In another thread of mine, others had some more questions about this technique, so I decided to update this thread with some more insight I recently got in this technique.

First of all, this is not a necessary step for brewing AG. Don't mess with it unless your are interested in this technique.

In German brewing this is known as conditioning the grain before milling. There is it achieved with low temperature steam. The goal is to raise the water content of the husks by about 2%. This will make them much less friable, which leads to less broken husk material even if the grain is milled through a smaller gap. Keeping the husks from shedding will lead to a fluffier filterbed and milling the grain finer will give you better separation from the husks, which improves the efficiency.

Conditioning the grain should not be confused with wet milling the grain which is milling wet grain and will lead to a mess for the home brewer. And I'm not sure yet, how exactly wet milling works.

How much water to use?
This is crucial. If you use to much water, you will greate a malt flour cake around your rollers which is a mess to clean. As I said earlier, the water content of the husks should be raised by about 2%. Since the husk material is about 10% of a 2-row barley malt grist, you need to add 0.2% of your grist as water. This is about 0.3 oz or a 10lb grist. But if you simply dump that water in the bucket with the malt you will not get an even distribution of that water.

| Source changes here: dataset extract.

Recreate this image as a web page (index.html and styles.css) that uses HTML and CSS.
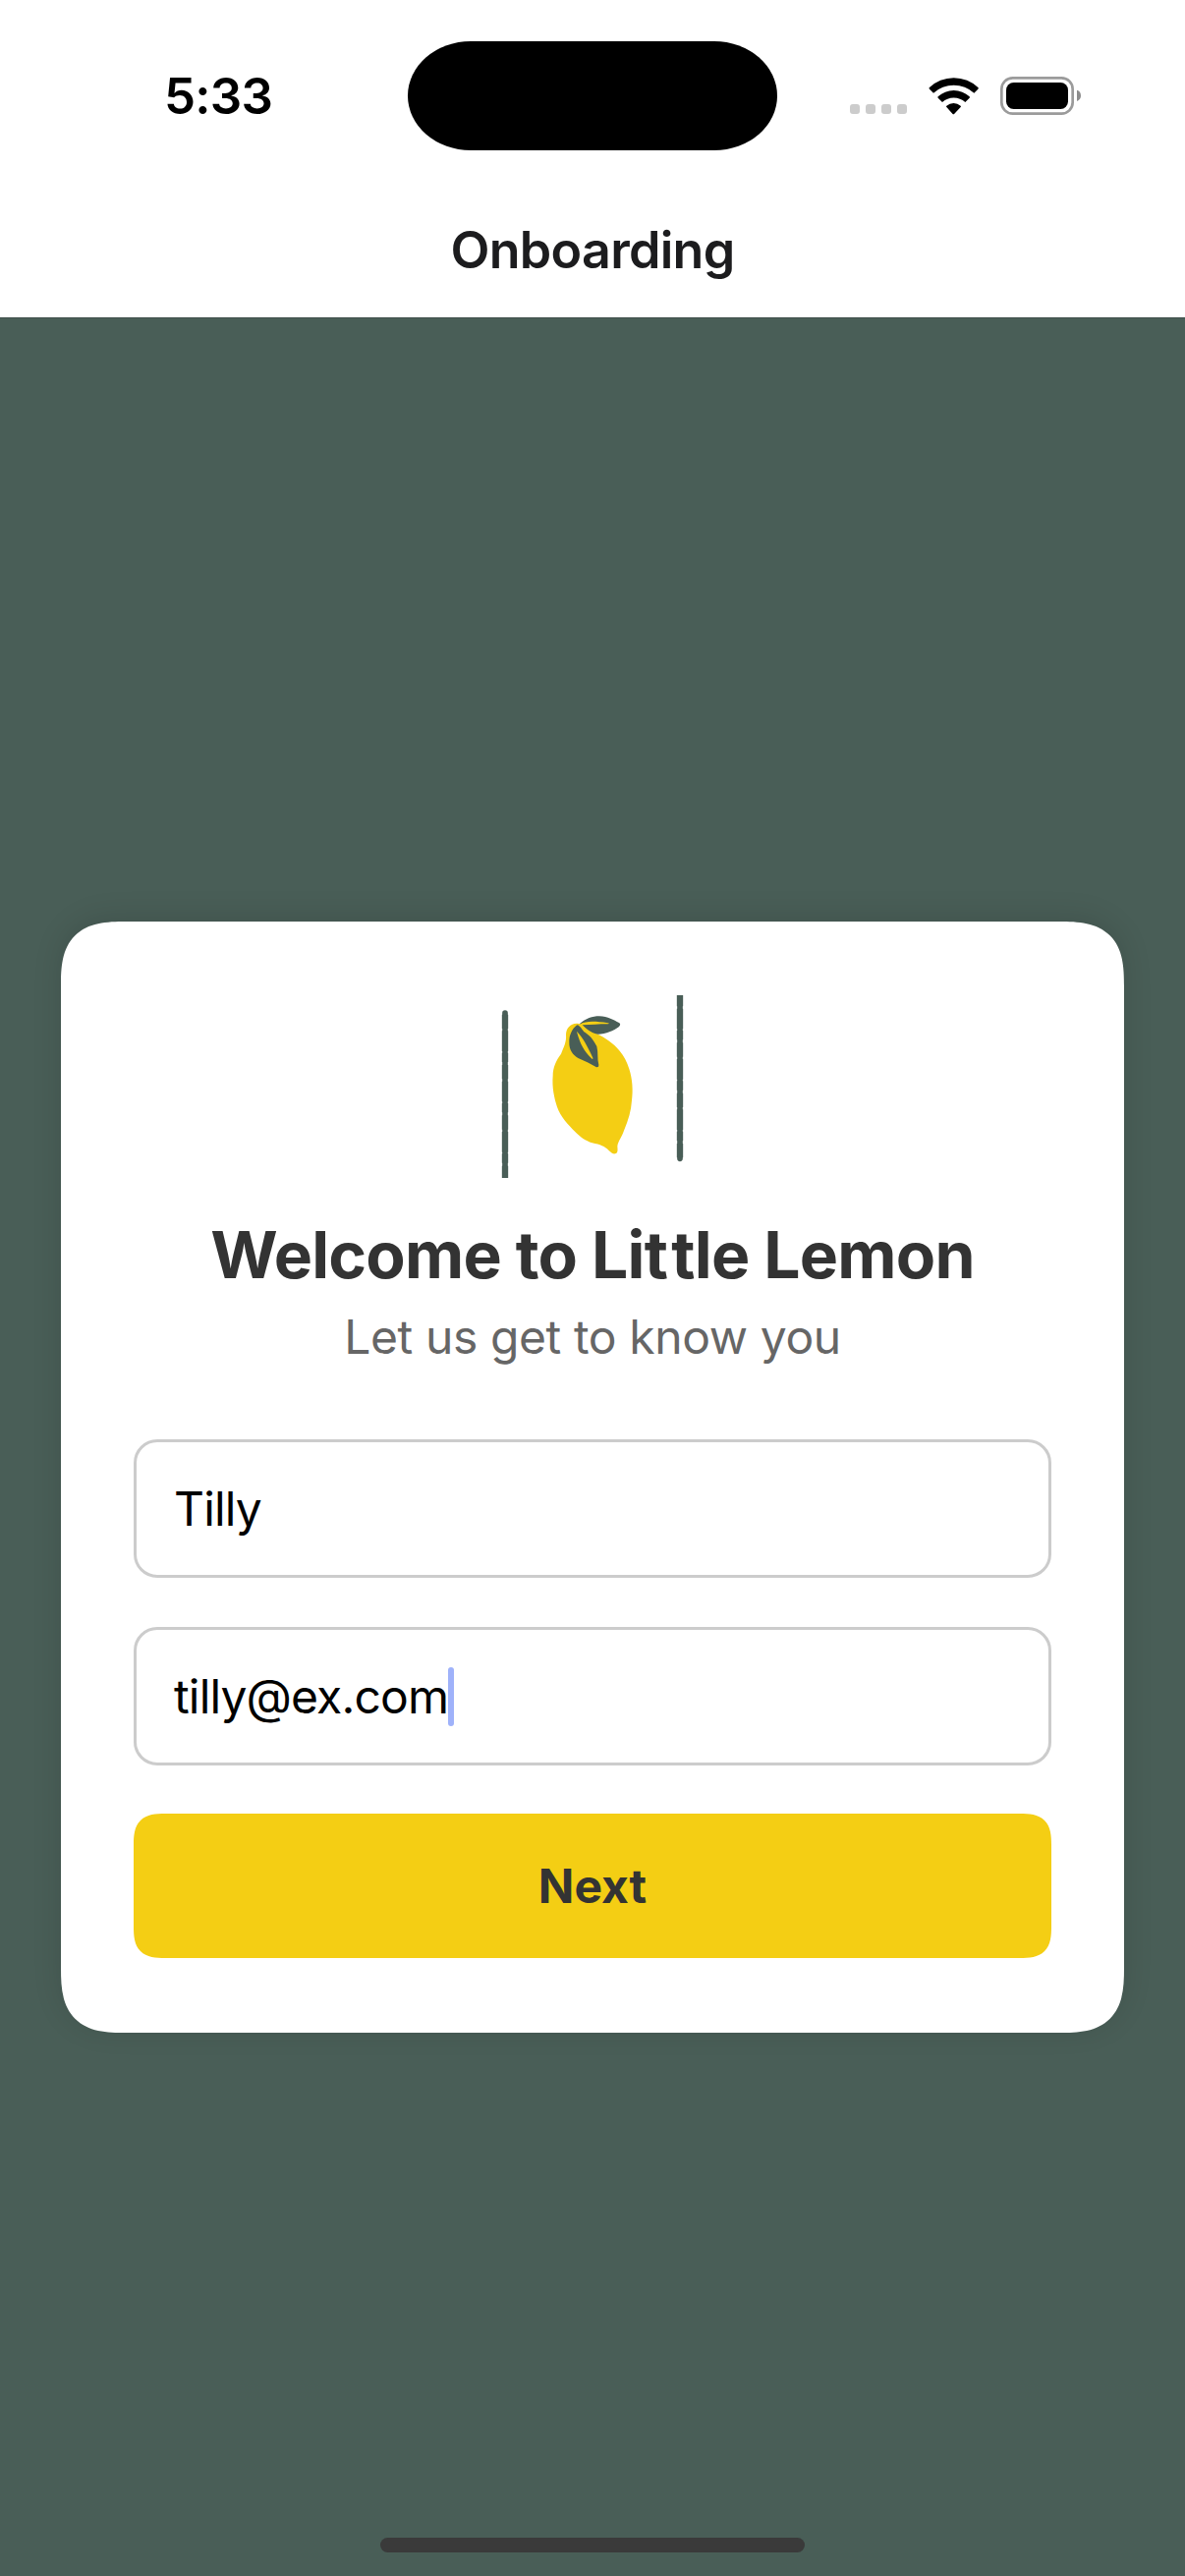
FILE: index.html
```html
<!DOCTYPE html>
<html lang="en">
<head>
<meta charset="utf-8">
<title>Onboarding</title>
<link rel="stylesheet" href="styles.css">
</head>
<body>
<div class="screen">
  <div class="status-bar">
    <span class="time">5:33</span>
    <div class="island"></div>
    <svg class="status-icons" viewBox="495 174 705 117" aria-hidden="true">
      <g fill="#ccc">
        <rect x="495" y="258" width="30" height="30" rx="9"/>
        <rect x="543" y="258" width="30" height="30" rx="9"/>
        <rect x="591" y="258" width="30" height="30" rx="9"/>
        <rect x="639" y="258" width="30" height="30" rx="9"/>
      </g>
      <path d="M737 208A108 108 0 0 1 887 208Q888 210 886 212L874 224A92 92 0 0 0 750 224L738 212Q736 210 737 208Z"/>
      <path d="M764 235A70 70 0 0 1 860 235Q862 237 860 239L847 252A52 52 0 0 0 777 252L764 239Q762 237 764 235Z"/>
      <path d="M790 263A34 34 0 0 1 833 263Q835 265 833 267L814 287Q811 290 808 287L790 267Q788 265 790 263Z"/>
      <rect x="958" y="178" width="217" height="109" rx="34" fill="none" stroke="#9b9b9b" stroke-width="8"/>
      <rect x="972" y="192" width="189" height="81" rx="23"/>
      <path d="M1188 215Q1200 219 1200 232Q1200 245 1188 249Z" fill="#8c8c8c"/>
    </svg>
  </div>
  <header class="nav">
    <h1 class="nav-title">Onboarding</h1>
  </header>
  <main class="content">
    <section class="card">
      <svg class="logo" viewBox="-6 69 690 558" role="img" aria-label="Lemon">
        <g fill="none" stroke="#495e57">
          <path d="M72 123V640M606 60V568" stroke-width="17" stroke-linecap="round"/>
          <path d="M72 128V640M606 60V565" stroke-width="19" stroke-dasharray="43 7 62 5 28 9"/>
        </g>
        <path fill="#f4ce14" d="M298 156C275 151 258 168 258 190C260 212 251 228 243 248C228 267 218 290 218 315C215 350 222 382 231 410C242 441 264 463 286 486C303 503 317 513 338 520C363 525 377 531 388 542C396 550 402 554 408 553C417 551 416 542 415 530C417 514 429 501 435 482C449 450 457 421 459 390C463 359 461 326 451 294C444 272 435 254 422 239C402 215 378 199 352 187Z"/>
        <path fill="#495e57" d="M299 157C319 140 338 133 360 133C386 134 404 145 420 153Q427 158 420 165C403 178 381 187 355 188C333 185 322 170 299 157Z"/>
        <path fill="#f4ce14" d="M299 158C321 147 345 148 386 154Q393 155 386 157C358 157 333 159 308 160L326 178L350 190L318 184L295 162Z"/>
        <path fill="#495e57" d="M290 161C277 171 267 191 268 212C267 237 280 251 295 261C315 269 336 280 351 289Q359 290 358 282C353 264 357 243 352 225C341 203 330 192 317 183C307 177 306 168 298 163Q294 158 290 161Z"/>
        <path fill="#f4ce14" d="M292 181C309 198 322 222 340 260Q341 267 335 261C313 240 302 219 292 184Q290 179 292 181Z"/>
      </svg>
      <h2 class="heading">Welcome to Li<span class="loose">t</span>tle Lemon</h2>
      <p class="subtitle">Let us get to know you</p>
      <div class="field field-name"><span>Tilly</span></div>
      <div class="field field-email"><span>tilly@ex.com</span><i class="caret"></i></div>
      <button class="next" type="button">Next</button>
    </section>
  </main>
  <div class="home-indicator"></div>
</div>
</body>
</html>
```

FILE: styles.css
```css
* { box-sizing: border-box; }

body {
  margin: 0;
  font-family: Inter, "Liberation Sans", sans-serif;
  background: #495e57;
}

.screen {
  position: relative;
  display: flex;
  flex-direction: column;
  width: 1206px;
  height: 2622px;
  overflow: hidden;
  background: #495e57;
}

.status-bar {
  position: relative;
  display: flex;
  justify-content: space-between;
  align-items: center;
  height: 186px;
  padding: 42px 106px 33px 167px;
  background: #fff;
}

.time {
  font-size: 51px;
  font-weight: 600;
  line-height: 62px;
  letter-spacing: -0.8px;
  color: #000;
}

.island {
  position: absolute;
  top: 41.5px;
  left: 415px;
  width: 376px;
  height: 111px;
  border-radius: 64px / 55.5px;
  background: #000;
}

.status-icons {
  width: 235px;
  height: 39px;
}

.nav {
  display: flex;
  justify-content: center;
  align-items: center;
  height: 137px;
  background: #fff;
}

.nav-title {
  margin: 0;
  font-size: 52px;
  font-weight: 600;
  line-height: 64px;
  letter-spacing: -0.7px;
  color: #1c1c1e;
}

.content {
  display: flex;
  flex: 1;
  flex-direction: column;
  justify-content: center;
  align-items: center;
  padding-top: 61px;
  border-top: 1px solid #3f4f4a;
}

.card {
  display: flex;
  flex-direction: column;
  align-items: center;
  width: 1082px;
  padding: 75px 74px 76px;
  border-radius: 56px;
  background: #fff;
  box-shadow: 0 -4px 30px rgba(0, 0, 0, 0.12);
}

.logo {
  width: 230px;
  height: 186px;
}

.heading {
  margin: 38px 0 0;
  font-size: 66px;
  font-weight: 700;
  line-height: 80px;
  letter-spacing: -0.8px;
  white-space: nowrap;
  color: #333;
}

/* opens up the tight double t */
.loose { letter-spacing: 3.5px; }

.subtitle {
  margin: 15px 0 75px;
  font-size: 48px;
  line-height: 58px;
  letter-spacing: -0.4px;
  white-space: nowrap;
  color: #666;
}

.field {
  display: flex;
  align-items: center;
  width: 100%;
  height: 141px;
  margin-bottom: 50px;
  padding: 0 38px;
  border: 3px solid #ccc;
  border-radius: 24px;
  font-size: 48px;
  line-height: 58px;
  letter-spacing: -0.85px;
  color: #000;
}

.field-email { margin-bottom: 49px; }

.caret {
  width: 6px;
  height: 60px;
  border-radius: 3px;
  background: #9fb2fa;
}

.next {
  width: 100%;
  height: 147px;
  padding: 0;
  border: 0;
  border-radius: 24px;
  background: #f4ce14;
  font: 700 48px/58px Inter, "Liberation Sans", sans-serif;
  color: #333;
}

.home-indicator {
  position: absolute;
  left: 387px;
  bottom: 24px;
  width: 432px;
  height: 15px;
  border-radius: 8px;
  background: #3a3a3a;
}

@supports (corner-shape: squircle) {
  .card {
    border-radius: 66px;
    corner-shape: superellipse(1.5);
  }
  .next {
    border-radius: 32px;
    corner-shape: superellipse(1.5);
  }
}
```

I use a spritz bottle to spay the top of the malt twice. Then I mix the malt with my hand and repeat. I repeat this until the malt stops feeling dry. It gets a slight damp feel w/o feeling wet. If it feels wet you went to far.

Now I let it sit for a few minutes and start milling. After a few grinds I inspect the grind. It will look differntly to you immediately. The grains look flattened out, but when you pick them up, you see the grits and flour fall right out of the husks. If they don't, set your mill spacing closer.

If you still see a lot of shredding, maybe you need to spray on more water.

Don't worry about letting conditioned malt sit overnight. I was worried about this, but had to one night and it didn't harm the malt at all. The milled malt does not feel wet. With the example shown above, you incereased the total moisture content only by 0.2%. This is way to little to actually cause spoilage of the malt.

I'll try to get some pictures when I brew this weekend. I'll also measure how much water I use.

One more pice of advice: Do NOT grind conditioned malt in your LHBS's mill unless you know that it will work. Risking a mess with your own mill is one thing, but messing up a store's mill is something else. Not that it happened to me.